CONCORD — Benjamin Kelley got his jump-start on a promising career in commercial real estate by working full time for Brady Sullivan Properties while at the same time completing his last three years as a full-time student at UNH-Manchester.

"For 2 1/2 years, I was a very busy guy," he said.

At one point, Kelley thought about abandoning his pursuit of a B.A. in business administration, but his bosses at Brady Sullivan encouraged him to get his degree.

"They were adamant that I graduate," recalls the Deerfield native and graduate of Coe Brown Academy in Northwood.

Instead of leaving school to work full time, he crafted a schedule that enabled him to do both.

It paid off. In June, Kelley became a partner in one of the recently acquired Brady Sullivan properties, a five-story building at the corner of Maple and Valley streets. He presided over the rehabilitation of the building and has already found tenants for 50 percent of the space.

Kelley has found his niche in commercial real estate. He already has a real estate and broker's license even though they weren't required for the work he does on behalf of one of Manchester's best-known developers.

"I find tenants," he said. "That's what I've done from day one, exclusively on the commercial side of things and exclusively with Brady Sullivan."

He and his wife, Karina, are active in many Concord-area charities, but Kelley has found a way to apply his expertise in real estate as a board member for CATCH, the Concord Area Trust for Community Housing. The nonprofit organization develops affordable housing for low- to moderate-income families.

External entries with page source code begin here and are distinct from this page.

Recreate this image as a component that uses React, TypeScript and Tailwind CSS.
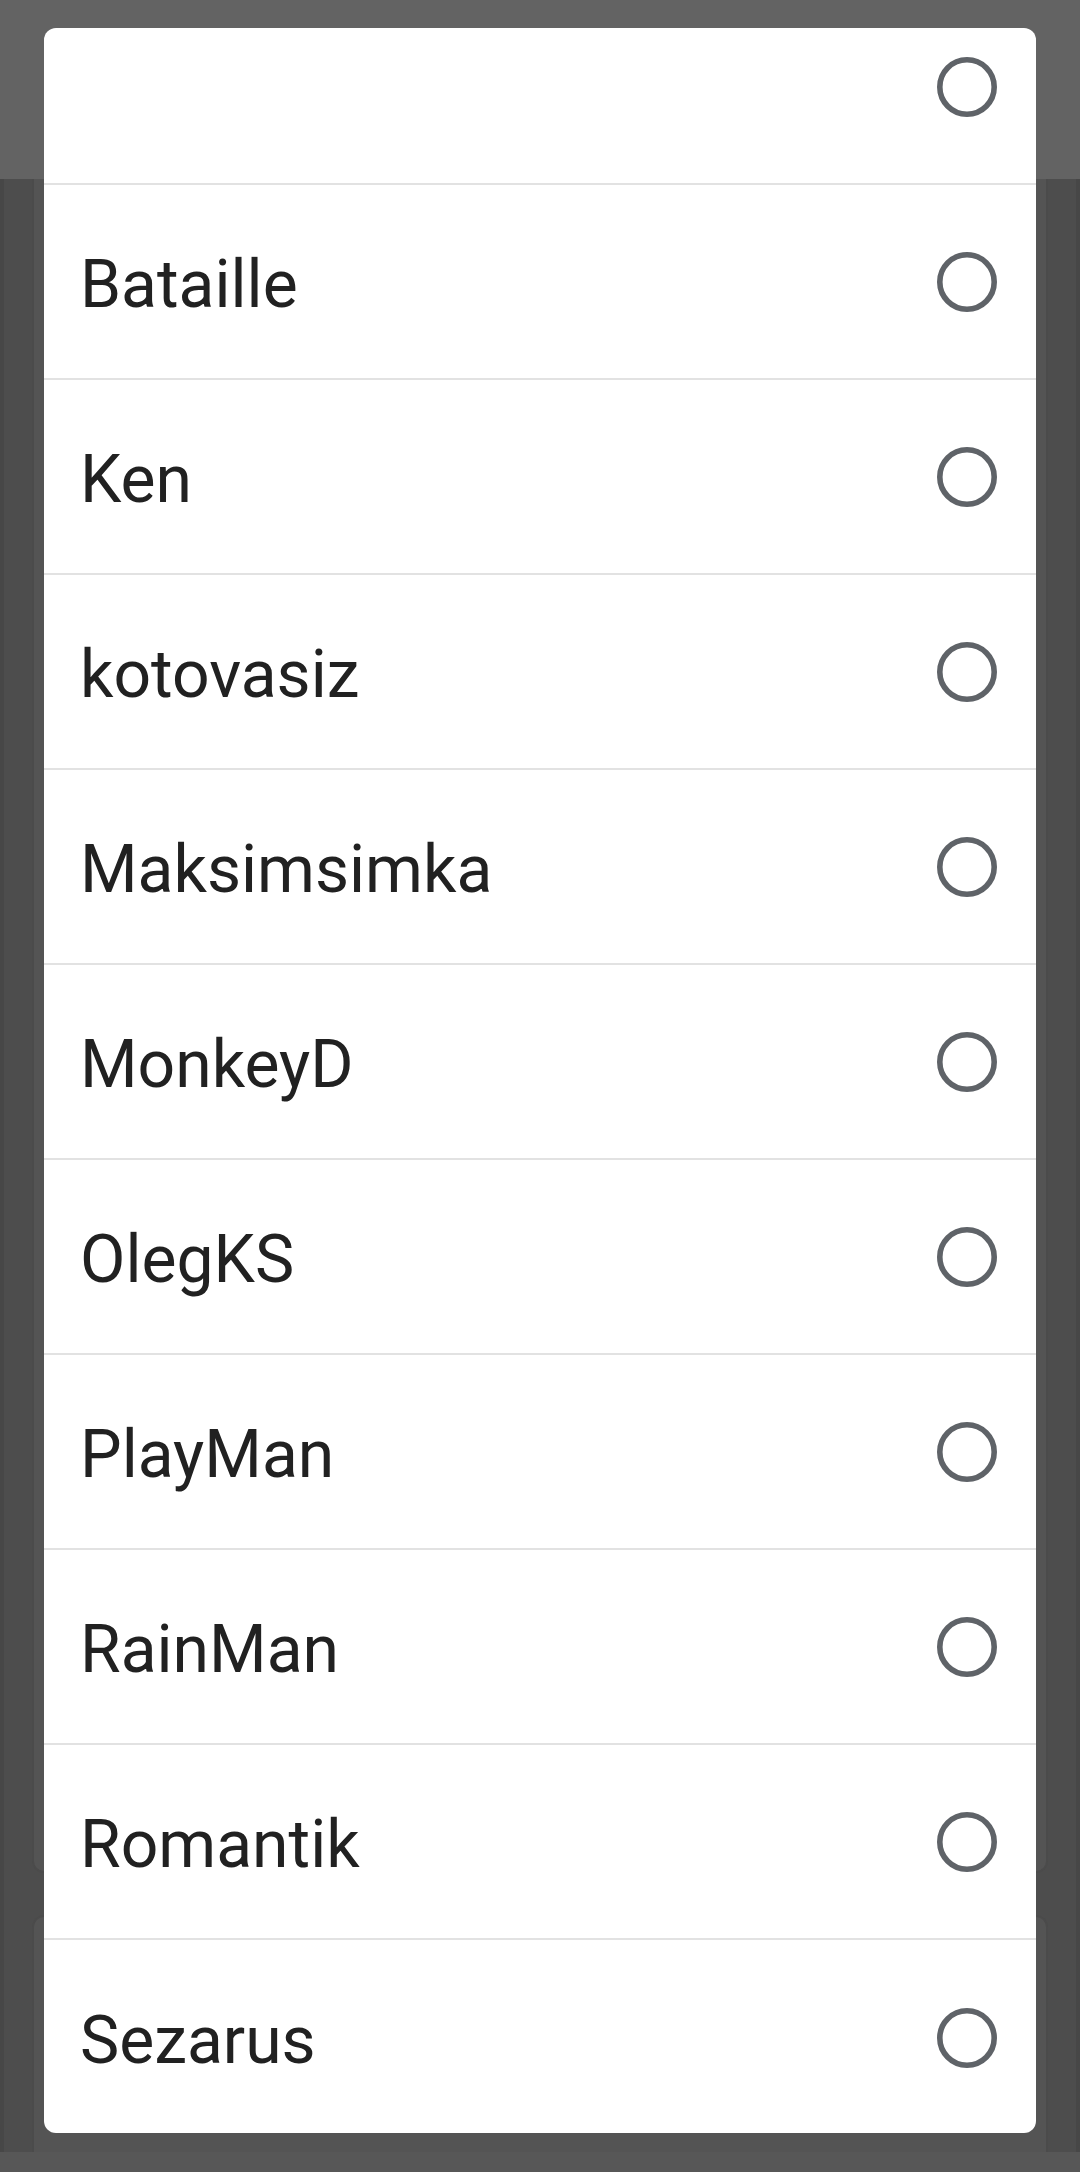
const names = ["", "Bataille", "Ken", "kotovasiz", "Maksimsimka", "MonkeyD", "OlegKS", "PlayMan", "RainMan", "Romantik", "Sezarus"];

function Radio() {
  return (
    <svg width="60" height="60" viewBox="0 0 60 60" className="shrink-0">
      <circle cx="30" cy="30" r="27.2" fill="none" stroke="#5f6368" strokeWidth="5.6" />
    </svg>
  );
}

export default function App() {
  return (
    <div className="relative w-[1080px] h-[2172px] overflow-hidden flex flex-col bg-[#4d4d4d]" style={{ fontFamily: "Roboto, 'Noto Sans', sans-serif" }}>
      {/* dimmed app behind the dialog */}
      <div className="h-[179px] bg-[#636363] shrink-0" />
      <div className="flex-1 flex flex-col gap-[42px] px-[28px] border-l-[4px] border-r-[4px] border-[#474747]">
        <div className="h-[1694px] bg-[#545454] rounded-b-[12px] border-x-2 border-b-2 border-[#4b4b4b]" />
        <div className="flex-1 bg-[#545454] rounded-t-[12px] border-x-2 border-t-2 border-[#4b4b4b]" />
      </div>
      <div className="h-[20px] bg-[#575757] shrink-0" />

      {/* dialog */}
      <div className="absolute left-[44px] top-[28px] w-[992px] h-[2105px] bg-white rounded-[12px] overflow-hidden">
        <div className="-mt-[38px] flex flex-col">
          {names.map((n, i) => (
            <div key={i} className={"h-[195px] flex items-center justify-between pl-[36px] pr-[39px] " + (i < names.length - 1 ? "border-b-2 border-[#e2e2e2]" : "")}>
              <span className="mt-[7px] text-[66px] leading-none text-[#212121]">{n}</span>
              <Radio />
            </div>
          ))}
        </div>
      </div>
    </div>
  );
}
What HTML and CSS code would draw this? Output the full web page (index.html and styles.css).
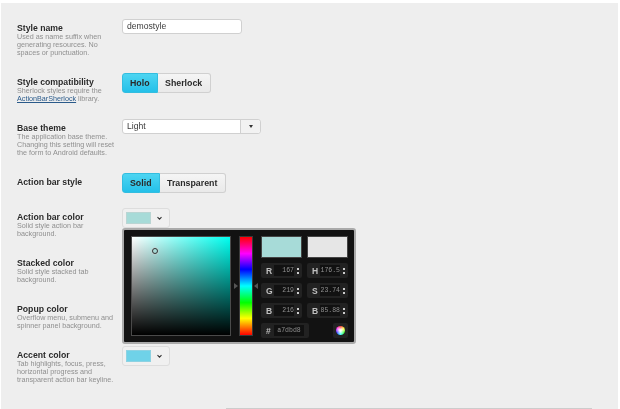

"It's been very gratifying to work with an organization dedicated to providing quality housing to people who might not otherwise be able to afford it," he said. "It's one of our most basic needs, and the work produces very tangible results."

He considers his last major achievement as being made a partner on couple of recent acquisitions at Brady Sullivan Properties. 

When asked the biggest problem facing New Hampshire, he said it is "Keeping young people in New Hampshire. New Hampshire has a lot of positive things going for it, including a recent surge in tech startups, a redesign of our Capital's Main Street in Concord, exploring the idea of high-speed rail, historic mills being converted to housing in Manchester, continued success on the Seacoast, strong growth in higher education (i.e. SNHU and Granite State College), improved highway access to Manchester Boston Regional airport, and the list goes on. 

"New Hampshire offers a top-tier quality of life, and with all these positive developments, we can retain and attract the millennial generation, we just need to do a better job of getting the word out there," he said.

His favorite place in New Hampshire is anything north of exit 30. "I also enjoy hiking and spending time in the Monadnock Region," he said. 

He is now reading "The Yellow House: Van Gogh, Gauguin, and Nine Turbulent Weeks in Provence."

When asked how he relaxes, his answer: "Getting away with Karina to our house on Great Diamond Island in Maine."